Couple Received Government Benefits of Up To $36,000
CONCORD, N.H. (AP) _ A couple who apparently killed themselves and the woman’s three children to protest the government’s treatment of veterans received at least $29,000 in annual federal benefits, officials said.
″I would not say they were hurting financially,″ Robert Tomlinson, district manager at the Social Security office in Littleton, said Friday. ″It really doesn’t make any sense.″
Bodies believed to be those of Michael Dean, 43, a disabled Vietnam veteran, his girlfriend, Caroline Hull, 32, and her three young children were found Tuesday in the charred ruins of her home.
Four of the five died of gunshot wounds, while a fifth died of smoke inhalation and gunshot wounds, authorities said Friday.
The couple are said to have wrote at least six letters claiming they were carrying out the slayings because they were tired of struggling with the government over veterans’ benefits.
″We only asked that this government love us as much as the men and women who fought for our government’s freedom,″ a letter to WMUR-TV in Manchester said. ″But instead each year at budget time our government and lawmakers take bits and pieces of our so much deserved benefits.
″So I protected myself and my children before we lost everything or they took it away,″ the letter said.
But Social Security and Veteran Administration officials say the couple may have had an annual income of at least $29,000 and as much as $36,000.
Hull, widow of a Vietnam veteran who died in 1983 of an apparent overdose, received $723 a month in veterans’ benefits, and Dean $617 a month, said William Harrell, assistant director of veterans’ services in White River Junction, Vt.
Hull received monthly Social Security benefits of between $700 and $1,000, and Dean between $400 and $700, said Tomlinson.
The letters, whose authenticity have not been verified, were sent to family members, two news organizations, local Veterans Administration and Social Security Administration offices and an office of Sen.
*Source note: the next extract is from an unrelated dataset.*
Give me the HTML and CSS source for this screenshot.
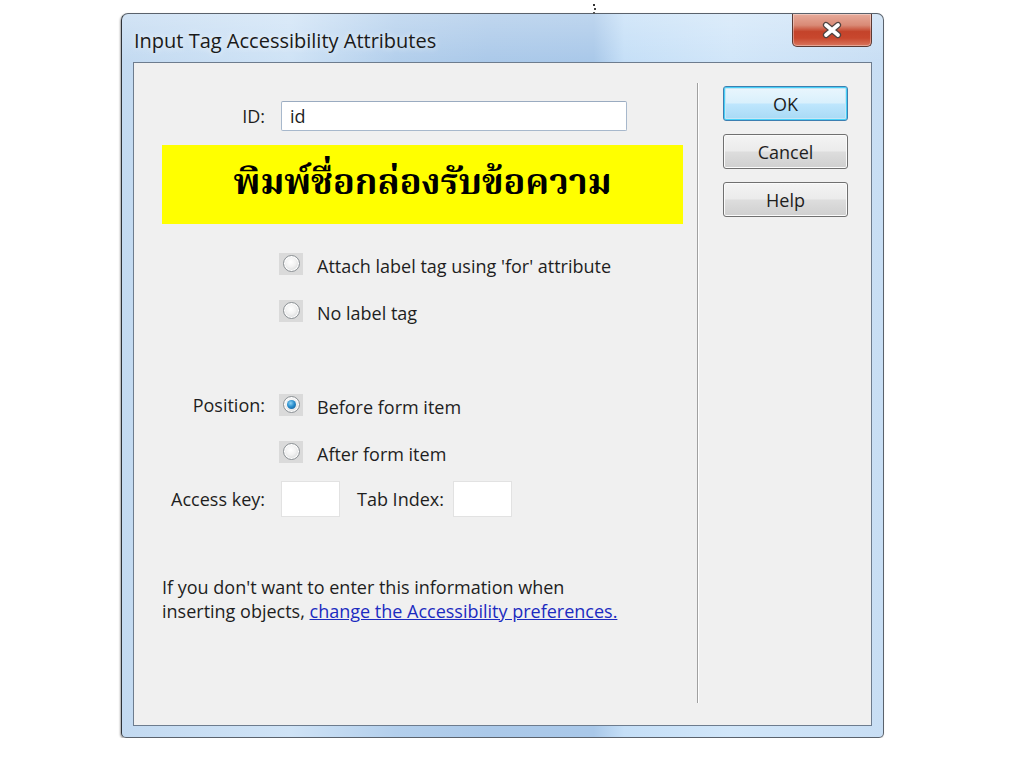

Warren Rudman, R-N.H.
Also, aides to New Hampshire’s four congressman and two Vermont congressmen said that since 1982, Dean had written more than a dozen letters arguing that disabled Vietnam veterans were being treated unfairly.
″The letters tended to reflect a deep concern and preoccupation with the Vietnam war,″ said Rudman aide Paul Jacobson. ″Anyone reading the letters would easily see that the person writing them was having problems psychologically and mentally.″
According to the letters, Dean and Hull drugged Hull’s three young children with sleeping pills. Dean then shot the children and Hull and set their house on fire late Monday or early Tuesday before shooting himself.
Four of the victims died from multiple gunshot wounds, not drug overdoses, according to a preliminary autopsy report.
Three - believed to be Hull and two of her children - were shot more than once in the heart, Assistant Attorney General David Plourde said.
″Preliminary indications show all died of gunshot wounds except the oldest of the two boys who apparently died as a result of the combination of the gunshot wounds and smoke inhalation,″ Plourde said.
He said dental records will be needed to identify the five charred bodies removed from the cellar of the burned-out house.
But authorities say the bodies are most probably those of Dean, Hull and her children, Theresa, 4, Jeremia, 6 and Kenneth, 11.